Retained Resource Risk
The attempt to raise resources also faces problems from previous operations. The company intends to pay off a R$1.8 billion loan already contracted with Citibank, BTG Pactual and ABC Brasil, the cost of which jumped significantly after breaching a contractual clause.
Originally, the rate charged was CDI (which is close to Selic) + 3%. In October, the additional was 4% and, in November, 5%, until the company obtains a contribution from the Union or a loan backed by the Treasury. Citibank said it would not comment. The other institutions did not comment.
The increase in interest was due to a breach of contract in relation to the stock of court orders (judicial debts for which there is no longer any appeal). Therefore, Correios had to renegotiate the agreement, under worse conditions.
An amendment of R$40.5 million was signed to make the adjustments, payment of which must be made in two installments, on November 28th and December 28th. Banks, however, can retain the amounts in the contract’s escrow account from tomorrow, the 15th.
Another loss to the company due to non-compliance with the contract was the early payment of the principal amount of the loan.
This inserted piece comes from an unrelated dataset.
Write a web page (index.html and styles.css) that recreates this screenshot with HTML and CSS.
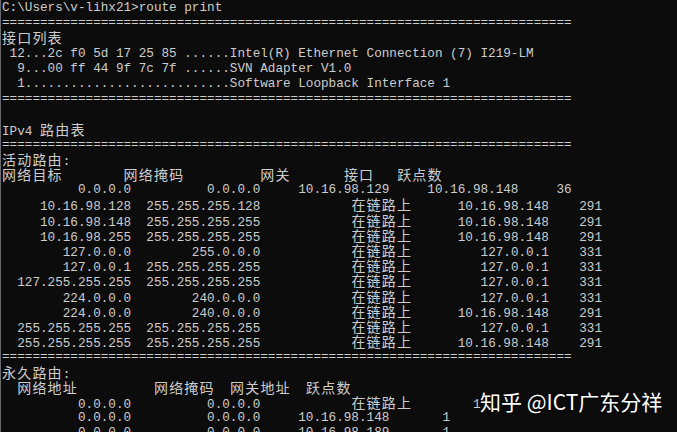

Previously, it would be in June 2026.
The contract, signed on May 26th with the banks BTG Pactual, ABC Brasil and Citibank, provided that if the company’s stock of court orders, “at any time”, exceeded R$900 million, it would activate a “mandatory advance payment” clause of the total value of the loan, also considering interest and monetary correction.
At the end of the second quarter, the account for court orders and Small Value Requests (RPVs) reached R$2.051 billion, which prompted the banks to notify the company.
The additive is valid for the second and third trimesters. From the fourth quarter onwards, Correios will once again have restrictions in relation to the stock of court orders, which cannot exceed R$2.5 billion “at any time”.
Understand the thread of the company’s crisis
- Continuous drop in revenue, increased costs and loss of efficiency deteriorate the state-owned company’s cash flow.
- Having difficulty closing its accounts, the company went to the market in search of a R$20 billion loan.
- The high cost of fundraising and the difficulty of affording the requested guarantees halted the conversations.
- The company is now looking for a new solution and has started a new round of negotiations. The objective now is to raise R$10 billion within a 15-day horizon to meet the expected payments.
- But there are other problems on the radar. In a previously contracted credit operation, the company breached a contractual clause and saw interest rates increase.
- An amendment made to the contract under less advantageous conditions increased expenses by R$40.5 million, and the state-owned company is at risk of having resources withheld from tomorrow.